Polythene Pam

Although John initially insisted that 'Polythene Pam' was about "a mythical Liverpool scrubber (promiscuous girl or grupie) dressed up in her jackboots and kilt", the song was actually based on two people who he had known. The name came from Pat Dawson (then Pat Hodgett), a Beatles' fan from the Cavern Club days who, because of her habit of eating polythene, was known to the group as Polythene Pat. "I started going to see the Beatles in 1961 when I was 14 and I got quite friendly with them," she remembers. "If they were playing out of town they'd give me a lift back home in their van. It was about the same time that I started getting called Polythene Pat. It's embarrassing really. I just used to eat polythene all the time. I'd tie it in knots and then eat it. Sometimes I even used to burn it and then eat it when it got cold. Then I had a friend who got a job in a polythene bag factory, which was wonderful because it meant I had a constant supply."

But Polythene Pat never dressed up in polythene bags as the song says. That little quirk was taken from an incident involving a girl called Stephanie, who John met in the Channel Islands while on tour in August 1963.

Although John wouldn't elaborate when he spoke to Playboy in 1980, he did supply a few clues. "(Polythene Pam) was me remembering a little event with a woman in Jersey, and a man who was England's answer to Allen Ginsberg, who gave us our first exposure..."

England's answer to American beat poet Ginsberg turned out to be Roystom Ellis a young writer who first met the Beatles in May or June of 1960 when invited to read poetry at Liverpool University.

What John went on reluctantly to tell Playboy was that Ellis was the first person to introduce the Beatles to drugs when he showed them how get high from the strips inside a Benzedrine inhaler.

The "little event with a woman", as John described it, actually took place on the Channel island of Guernsey, not Jersey, when John met up with Ellis who had a summer job there as a ferry boat engineer. After the Beatles' concerts at the Auditorium in Guersey on August 8, Ellis and his girlfriend Stephanie took John back to the attic flat Ellis was renting and this is where the polythene came into the story. "(Ellis) said Miss X (a girl he wanted me to meet) dressed up in polythene," John later remembered. "She did. She didn't wear jackboots and kilts. I just sort of elaborated. Perverted sex in a polythene bag. I was just looking for something to write about."

Ellis who now lives in Sri Lanka and writes travel books, can't really recall any 'perverted sex' but he can recall the night spent in a bed with Stephanie and John. "We'd read all this things about leather and we didn't have any leather but I had my oilskins and we had some polythene bags from somewhere," he says. "We all dressed up in them and wore them in bed. John stayed the night with us in the same bed. I don't think anything very exciting happened and we all wondered what the fun was in being 'kinky'. It was probably more my idea than John's. It could have all happened because in a poetry booklet of mine which I had dedicated to the Beatles there was a poem with the lines: 'I long to have sex between black leather sheets, And ride shivering motorcycles between your thighs.'

"I can't really remember everything that happened. At the time, it meant nothing to me. It was just one event during a very eventful time of my life," Ellis adds. Besides being a poet, Ellis was a pundit on teenage life and a chronicler of emergent British rock'n'roll. At the time of their first meeting, he had just completed The Big Beat Scene, an excellent survey of late Fifties British beat music.

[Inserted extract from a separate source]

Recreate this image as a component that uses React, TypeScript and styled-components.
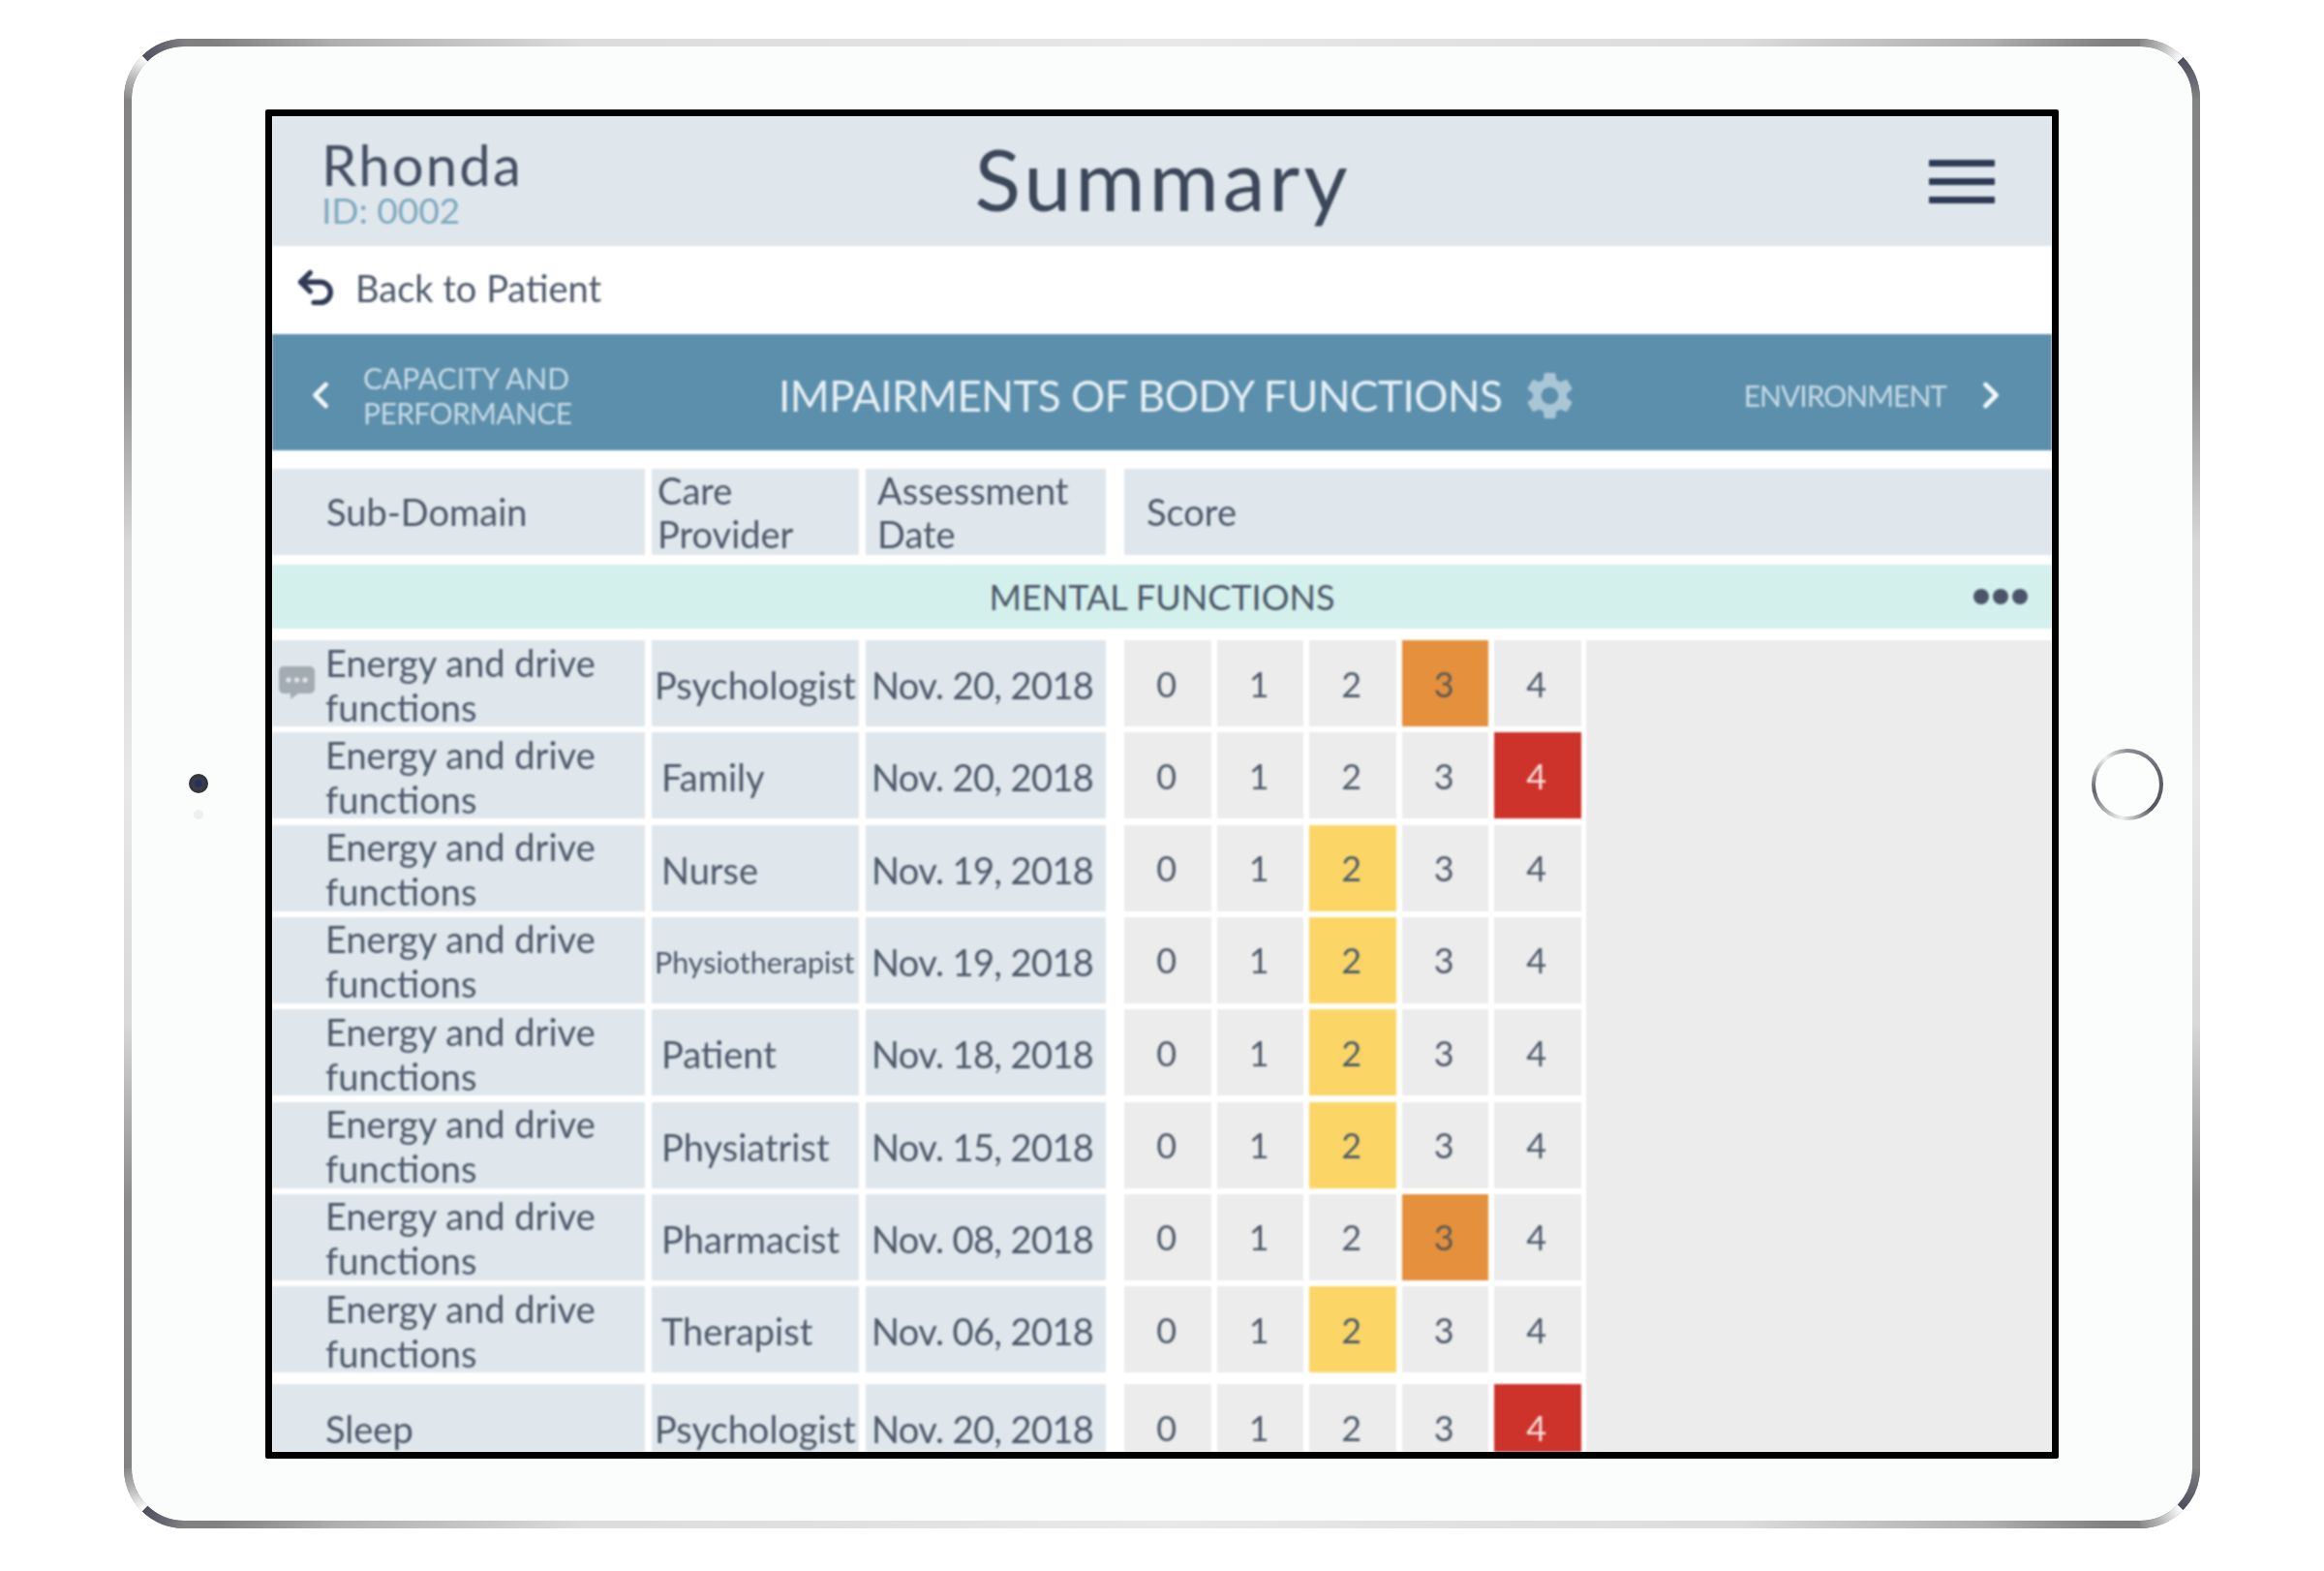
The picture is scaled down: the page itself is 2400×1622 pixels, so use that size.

John was fascinated by Ellis because he stood at the converging point of rock'n'roll and literature. Ellis arranged for the Beatles to back him early on at a beat music and poetry event at the Jacaranda Club. In July 1960, the Record Mirror reported that 'the bearded sage' was thinking of bringing a Liverpool group called the 'Beetles' to London to play behind him as he performed his poetry. "I was quite a star for them at that time because I had come up from London and that was a world they didn't really know about," says Ellis. "I stayed with them for about a week in their flat at Gambier Terrace during that 1960 visit. John was fascinated by the fact that I was a poet and that led to deep conversations."

Shortly after introducing John to the delights of polythene, Ellis left England and has spent much of the time since traveling. So far removed has he been from the British pop scene, that he had never even heard 'Polythene Pam' until contacted to tell his pat of the story (1994). He does recall with some pride, though, that in 1973 John wrote to the alternative newspaper International Times to correct them about the circumstances of the Beatles' first drug experiences: "The first dope, from a Benzedrine inhaler, was given the Beatles (John, George, Paul and Stuart) by an English cover version of Allen Ginsberg - one of Royston Ellis, known as 'beat poet' ... So, give the saint his due."